#### SET PROBLEM:
Copy the data exactly; pictures stay out of the copy.

#### SUPPLIED DATA:
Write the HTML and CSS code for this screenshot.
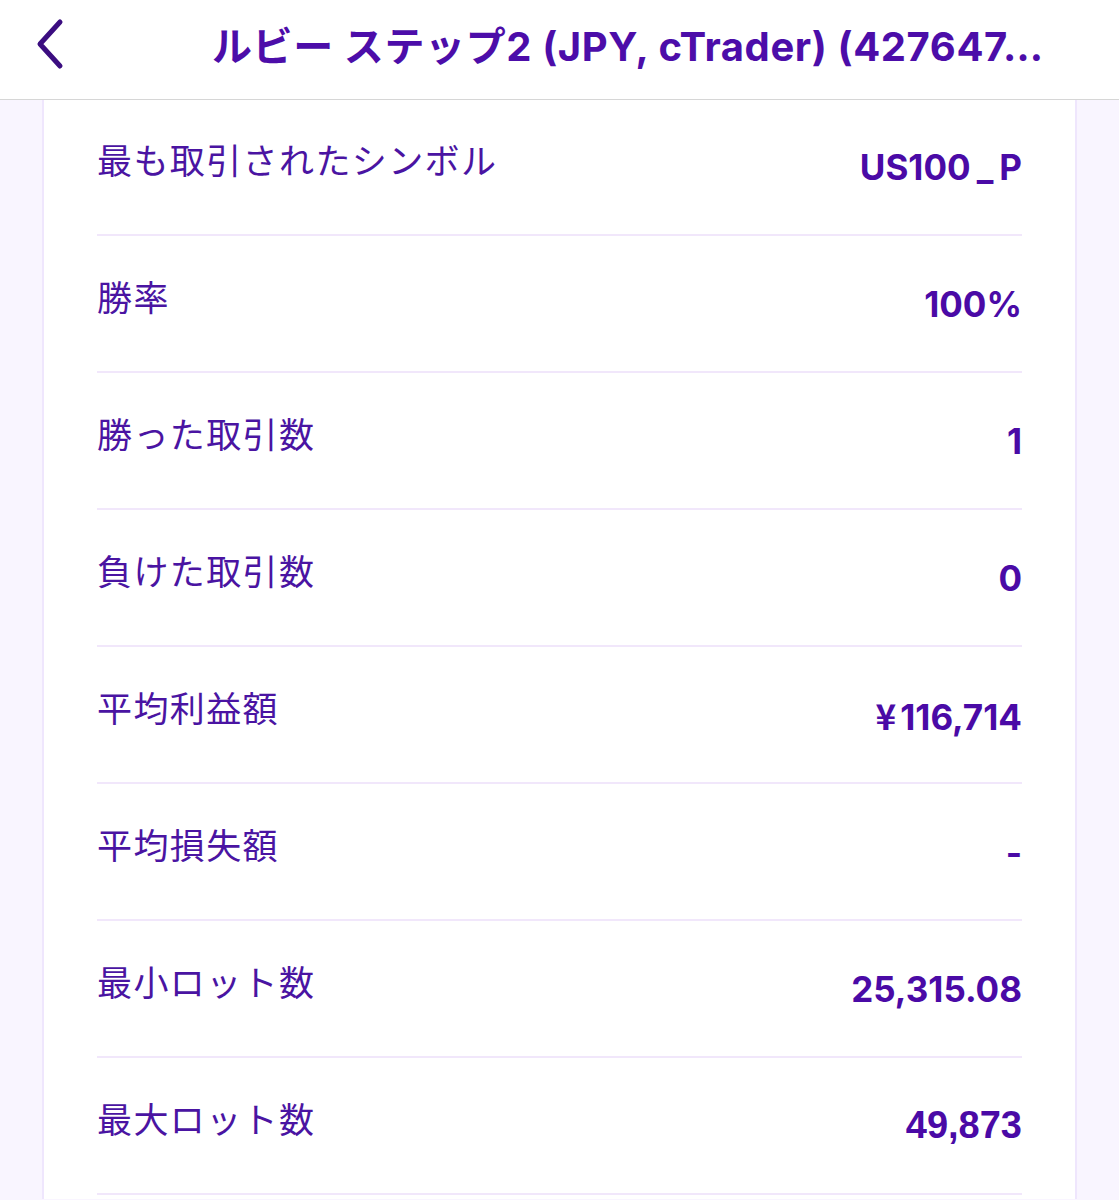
FILE: index.html
```html
<!DOCTYPE html>
<html lang="ja">
<head>
<meta charset="utf-8">
<title>ルビー ステップ2</title>
<link rel="stylesheet" href="styles.css">
</head>
<body>
<header class="topbar">
  <button class="back" aria-label="戻る">
    <svg width="40" height="56" viewBox="0 0 40 56"><path d="M30 6 L10 28 L30 50" fill="none" stroke="#3b0d80" stroke-width="5" stroke-linecap="round" stroke-linejoin="round"/></svg>
  </button>
  <h1 class="title">ルビー ステップ2 (JPY, cTrader) (427647…</h1>
</header>
<main class="content">
  <section class="card">
    <div class="row"><span class="label">最も取引されたシンボル</span><span class="value">US100<span class="us">_</span>P</span></div>
    <div class="row"><span class="label">勝率</span><span class="value">100%</span></div>
    <div class="row"><span class="label">勝った取引数</span><span class="value">1</span></div>
    <div class="row"><span class="label">負けた取引数</span><span class="value">0</span></div>
    <div class="row"><span class="label">平均利益額</span><span class="value"><span class="yen">¥</span>116,714</span></div>
    <div class="row"><span class="label">平均損失額</span><span class="value">-</span></div>
    <div class="row"><span class="label">最小ロット数</span><span class="value">25,315.08</span></div>
    <div class="row"><span class="label">最大ロット数</span><span class="value alt">49,873</span></div>
  </section>
</main>
</body>
</html>
```
FILE: styles.css
```css
html, body {
  margin: 0;
  padding: 0;
  height: 100%;
  overflow: hidden;
}
body {
  background: #f9f5ff;
  font-family: "Noto Sans CJK JP", "Noto Sans", sans-serif;
}
.topbar {
  height: 100px;
  background: #ffffff;
  border-bottom: 1px solid #d6d6d6;
  display: flex;
  align-items: center;
  box-sizing: border-box;
}
.back {
  width: 48px;
  height: 60px;
  margin-left: 26px;
  margin-bottom: 12px;
  padding: 0;
  border: none;
  background: none;
  display: flex;
  align-items: center;
  justify-content: center;
}
.title {
  margin: 0 0 12px 138px;
  width: 860px;
  font-family: "Inter", "Noto Sans CJK JP", sans-serif;
  font-weight: 700;
  font-size: 40px;
  letter-spacing: 0.6px;
  color: #4c0da9;
  white-space: nowrap;
}
.content {
  height: 1099px;
  overflow: hidden;
}
.card {
  margin: -1px 42px 0;
  background: #ffffff;
  border-left: 2px solid #efe6fd;
  border-right: 2px solid #efe6fd;
  padding: 0 53px 40px;
}
.row {
  height: 135px;
  border-bottom: 2px solid #f1e7fb;
  display: flex;
  align-items: center;
  justify-content: space-between;
}
.label {
  font-family: "Noto Sans CJK JP", sans-serif;
  font-size: 35px;
  font-weight: 400;
  letter-spacing: 1.4px;
  color: #4a14a2;
  padding-bottom: 16px;
}
.value {
  font-family: "Inter", "Noto Sans", sans-serif;
  font-weight: 700;
  font-size: 35px;
  letter-spacing: 0;
  color: #4a0aa6;
}
.us {
  margin: 0 6px;
}
.yen {
  font-family: "Noto Sans CJK JP", sans-serif;
  margin-right: 4px;
}
.value.alt {
  font-family: "Liberation Sans", Arial, sans-serif;
  font-size: 38px;
}
```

#### WRITTEN RESPONSE:
Write the HTML and CSS code for this screenshot.
FILE: index.html
```html
<!DOCTYPE html>
<html lang="ja">
<head>
<meta charset="utf-8">
<title>ルビー ステップ2</title>
<link rel="stylesheet" href="styles.css">
</head>
<body>
<header class="topbar">
  <button class="back" aria-label="戻る">
    <svg width="40" height="56" viewBox="0 0 40 56"><path d="M30 6 L10 28 L30 50" fill="none" stroke="#3b0d80" stroke-width="5" stroke-linecap="round" stroke-linejoin="round"/></svg>
  </button>
  <h1 class="title">ルビー ステップ2 (JPY, cTrader) (427647…</h1>
</header>
<main class="content">
  <section class="card">
    <div class="row"><span class="label">最も取引されたシンボル</span><span class="value">US100<span class="us">_</span>P</span></div>
    <div class="row"><span class="label">勝率</span><span class="value">100%</span></div>
    <div class="row"><span class="label">勝った取引数</span><span class="value">1</span></div>
    <div class="row"><span class="label">負けた取引数</span><span class="value">0</span></div>
    <div class="row"><span class="label">平均利益額</span><span class="value"><span class="yen">¥</span>116,714</span></div>
    <div class="row"><span class="label">平均損失額</span><span class="value">-</span></div>
    <div class="row"><span class="label">最小ロット数</span><span class="value">25,315.08</span></div>
    <div class="row"><span class="label">最大ロット数</span><span class="value alt">49,873</span></div>
  </section>
</main>
</body>
</html>
```
FILE: styles.css
```css
html, body {
  margin: 0;
  padding: 0;
  height: 100%;
  overflow: hidden;
}
body {
  background: #f9f5ff;
  font-family: "Noto Sans CJK JP", "Noto Sans", sans-serif;
}
.topbar {
  height: 100px;
  background: #ffffff;
  border-bottom: 1px solid #d6d6d6;
  display: flex;
  align-items: center;
  box-sizing: border-box;
}
.back {
  width: 48px;
  height: 60px;
  margin-left: 26px;
  margin-bottom: 12px;
  padding: 0;
  border: none;
  background: none;
  display: flex;
  align-items: center;
  justify-content: center;
}
.title {
  margin: 0 0 12px 138px;
  width: 860px;
  font-family: "Inter", "Noto Sans CJK JP", sans-serif;
  font-weight: 700;
  font-size: 40px;
  letter-spacing: 0.6px;
  color: #4c0da9;
  white-space: nowrap;
}
.content {
  height: 1099px;
  overflow: hidden;
}
.card {
  margin: -1px 42px 0;
  background: #ffffff;
  border-left: 2px solid #efe6fd;
  border-right: 2px solid #efe6fd;
  padding: 0 53px 40px;
}
.row {
  height: 135px;
  border-bottom: 2px solid #f1e7fb;
  display: flex;
  align-items: center;
  justify-content: space-between;
}
.label {
  font-family: "Noto Sans CJK JP", sans-serif;
  font-size: 35px;
  font-weight: 400;
  letter-spacing: 1.4px;
  color: #4a14a2;
  padding-bottom: 16px;
}
.value {
  font-family: "Inter", "Noto Sans", sans-serif;
  font-weight: 700;
  font-size: 35px;
  letter-spacing: 0;
  color: #4a0aa6;
}
.us {
  margin: 0 6px;
}
.yen {
  font-family: "Noto Sans CJK JP", sans-serif;
  margin-right: 4px;
}
.value.alt {
  font-family: "Liberation Sans", Arial, sans-serif;
  font-size: 38px;
}
```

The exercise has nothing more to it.